Supplied data:

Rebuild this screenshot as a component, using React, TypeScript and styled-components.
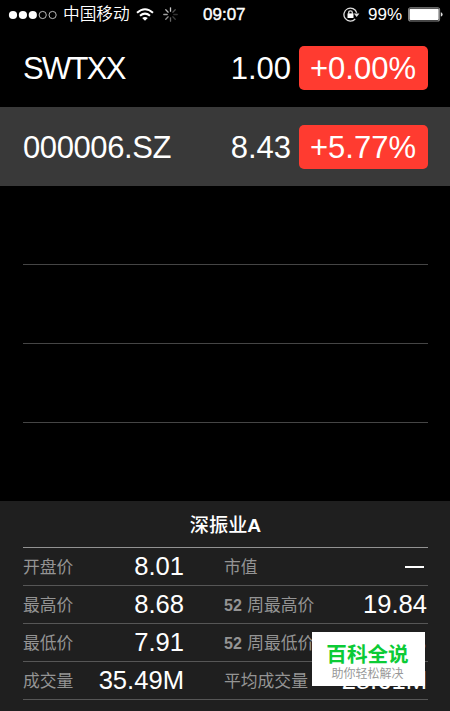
import React from "react";
import styled, { createGlobalStyle } from "styled-components";

const Global = createGlobalStyle`
  * { box-sizing: border-box; }
  html, body { margin: 0; background: #000; }
  body { font-family: "Liberation Sans", "Noto Sans CJK SC", sans-serif; color: #fff; overflow: hidden; }
`;

const Screen = styled.main`
  width: 450px;
  height: 711px;
  overflow: hidden;
  background: #000;
  display: flex;
  flex-direction: column;
`;

const StatusBar = styled.header`
  height: 29px;
  flex: none;
  display: grid;
  grid-template-columns: 203px 1fr auto;
  grid-template-rows: 29px;
  align-items: center;
  padding-right: 7px;
`;

const StatusGroup = styled.div`
  display: flex;
  align-items: center;
  svg { display: block; flex: none; }
`;

const Carrier = styled.span`
  font-size: 16.7px;
  font-weight: 350;
  line-height: 28px;
  padding-top: 1px;
  margin: 0 6px 0 5px;
  white-space: nowrap;
`;

const Clock = styled.span`
  font-size: 17px;
  line-height: 28px;
  padding-top: 1px;
  -webkit-text-stroke: 0.4px #fff;
`;

const Percent = styled.span`
  font-size: 17px;
  line-height: 28px;
  padding-top: 1px;
  margin: 0 6px 0 8px;
`;

const Quotes = styled.section`
  flex: none;
`;

const QuoteRow = styled.div<{ $selected?: boolean }>`
  height: ${(p) => (p.$selected ? 79 : 78)}px;
  padding: 0 22px 0 23px;
  display: flex;
  align-items: center;
  font-size: 31px;
  background: ${(p) => (p.$selected ? "#393939" : "#000")};
`;

const Fitted = styled.span<{ $spacing?: number }>`
  letter-spacing: ${(p) => p.$spacing ?? 0}px;
  white-space: nowrap;
`;

const QuoteText = styled(Fitted)`
  padding-top: 2px;
`;

const Price = styled(QuoteText)`
  margin-left: auto;
  margin-right: 8px;
`;

const Change = styled.div`
  width: 129px;
  height: 44px;
  border-radius: 5px;
  background: #ff3b30;
  display: flex;
  align-items: center;
  padding-left: 11px;
`;

const EmptyRow = styled.div<{ $last?: boolean }>`
  height: ${(p) => (p.$last ? 78 : 79)}px;
  margin: 0 22px 0 23px;
  border-bottom: ${(p) => (p.$last ? "none" : "1px solid #454545")};
`;

const Details = styled.section`
  flex: 1;
  min-height: 0;
  background: #1f1f1f;
  padding: 0 22px 0 23px;
  overflow: hidden;
`;

const Title = styled.h1`
  margin: 0;
  height: 47px;
  border-bottom: 1px solid #929292;
  text-align: center;
  font-size: 19.2px;
  font-weight: 500;
  line-height: 50px;
  b { font-weight: 700; }
`;

const StatRow = styled.div`
  height: 38px;
  border-bottom: 1px solid #565656;
  display: grid;
  grid-template-columns: 161px 1fr;
  column-gap: 40px;
`;

const Stat = styled.div`
  display: flex;
  align-items: center;
  justify-content: space-between;
  min-width: 0;
`;

const Label = styled.span`
  color: #949494;
  font-size: 16.8px;
  line-height: 34px;
  padding-top: 3px;
  white-space: nowrap;
  b { font-weight: 700; font-size: 16px; margin-right: 1px; }
`;

const Value = styled(Fitted)`
  font-size: 25.6px;
  line-height: 37px;
`;

const SecondValue = styled(Value)<{ $inset?: number }>`
  margin-right: ${(p) => p.$inset ?? 1}px;
`;

const Dash = styled.span`
  width: 19px;
  height: 2px;
  margin: 1px 4px 0 0;
  background: #fff;
`;

const Watermark = styled.aside`
  position: absolute;
  left: 312px;
  top: 632px;
  width: 113px;
  height: 54px;
  background: #fff;
  display: flex;
  flex-direction: column;
  align-items: center;
  padding-right: 2px;
`;

const Brand = styled.strong`
  color: #0ccb36;
  font-size: 20.6px;
  font-weight: 700;
  line-height: 22px;
  margin-top: 12px;
`;

const Slogan = styled.span`
  color: #999;
  font-size: 12px;
  line-height: 14px;
  margin-top: 1px;
`;

const SignalWrap = styled.div`
  margin-left: 8px;
`;

const SpinnerWrap = styled.div`
  margin-left: 9px;
`;

const Signal = () => (
  <svg width="50" height="12" viewBox="0 0 50 12">
    {[0, 1, 2, 3, 4].map((i) => (
      <circle key={i} cx={5 + i * 9.9} cy="6" r={i < 3 ? 4.1 : 3.6} fill={i < 3 ? "#fff" : "none"} stroke={i < 3 ? "none" : "#ccc"} strokeWidth="0.9" />
    ))}
  </svg>
);

const Wifi = () => (
  <svg width="18" height="13" viewBox="0 0 18 13" fill="none" stroke="#fff" strokeWidth="2">
    <path d="M1 4.8Q9-2.4 17 4.8M4 7.8Q9 3.4 14 7.8" />
    <path d="M6.2 10Q9 7.8 11.8 10L9 12.8Z" fill="#fff" stroke="none" />
  </svg>
);

const Spinner = () => (
  <svg width="15" height="15" viewBox="-7.5 -7.5 15 15">
    {[1, 0.4, 0.25, 0.3, 0.5, 0.7, 0.8, 0.9].map((o, i) => (
      <path key={i} d="M0-3.3V-6.7" stroke="#ccc" strokeWidth="1.3" strokeLinecap="round" opacity={o} transform={`rotate(${i * 45})`} />
    ))}
  </svg>
);

const RotationLock = () => (
  <svg width="17" height="15" viewBox="0 0 17 15" fill="none" stroke="#ddd" strokeWidth="1.3">
    <path d="M13.7 5.8A6.5 6.5 0 1 0 12.2 12" />
    <path d="M10.8 6.5H16.4L13.7 9.9Z" fill="#ddd" stroke="none" />
    <rect x="4.5" y="6.4" width="6" height="4.6" fill="#fff" stroke="none" />
    <path d="M5.7 7V5.5Q5.7 3.8 7.5 3.8T9.3 5.5V7" />
  </svg>
);

const Battery = () => (
  <svg width="35" height="15" viewBox="0 0 35 15">
    <rect x="0.6" y="0.8" width="31" height="13.2" rx="2" fill="none" stroke="#888" strokeWidth="1.1" />
    <rect x="1.5" y="1.7" width="29.2" height="11.4" rx="1" fill="#fff" />
    <path d="M32.8 5.2Q34.6 5.5 34.6 7.4T32.8 9.6Z" fill="#ddd" />
  </svg>
);

const quotes = [
  { symbol: "SWTXX", price: "1.00", change: "+0.00%", spacing: -1.7 },
  { symbol: "000006.SZ", price: "8.43", change: "+5.77%", spacing: -0.4, selected: true },
];

const stats = [
  { label: "开盘价", value: "8.01", second: "市值" },
  { label: "最高价", value: "8.68", second: "周最高价", weeks: true, secondValue: "19.84" },
  { label: "最低价", value: "7.91", second: "周最低价", weeks: true, secondValue: "7.43", inset: 2 },
  { label: "成交量", value: "35.49M", second: "平均成交量", secondValue: "28.61M" },
];

export default function App() {
  return (
    <Screen>
      <Global />
      <StatusBar>
        <StatusGroup>
          <SignalWrap><Signal /></SignalWrap>
          <Carrier>中国移动</Carrier>
          <Wifi />
          <SpinnerWrap><Spinner /></SpinnerWrap>
        </StatusGroup>
        <Clock>09:07</Clock>
        <StatusGroup>
          <RotationLock />
          <Percent>99%</Percent>
          <Battery />
        </StatusGroup>
      </StatusBar>
      <Quotes>
        {quotes.map((q) => (
          <QuoteRow key={q.symbol} $selected={q.selected}>
            <QuoteText $spacing={q.spacing}>{q.symbol}</QuoteText>
            <Price>{q.price}</Price>
            <Change><QuoteText>{q.change}</QuoteText></Change>
          </QuoteRow>
        ))}
        <EmptyRow />
        <EmptyRow />
        <EmptyRow />
        <EmptyRow $last />
      </Quotes>
      <Details>
        <Title>深振业<b>A</b></Title>
        {stats.map((s) => (
          <StatRow key={s.label}>
            <Stat><Label>{s.label}</Label><Value>{s.value}</Value></Stat>
            <Stat>
              <Label>{s.weeks && <b>52 </b>}{s.second}</Label>
              {s.secondValue ? <SecondValue $inset={s.inset}>{s.secondValue}</SecondValue> : <Dash />}
            </Stat>
          </StatRow>
        ))}
      </Details>
      <Watermark>
        <Brand>百科全说</Brand>
        <Slogan>助你轻松解决</Slogan>
      </Watermark>
    </Screen>
  );
}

Set task:
Scan the lines for the string "components". Pick out every line that has it.

Reply:
Rebuild this screenshot as a component, using React, TypeScript and styled-components.
import styled, { createGlobalStyle } from "styled-components";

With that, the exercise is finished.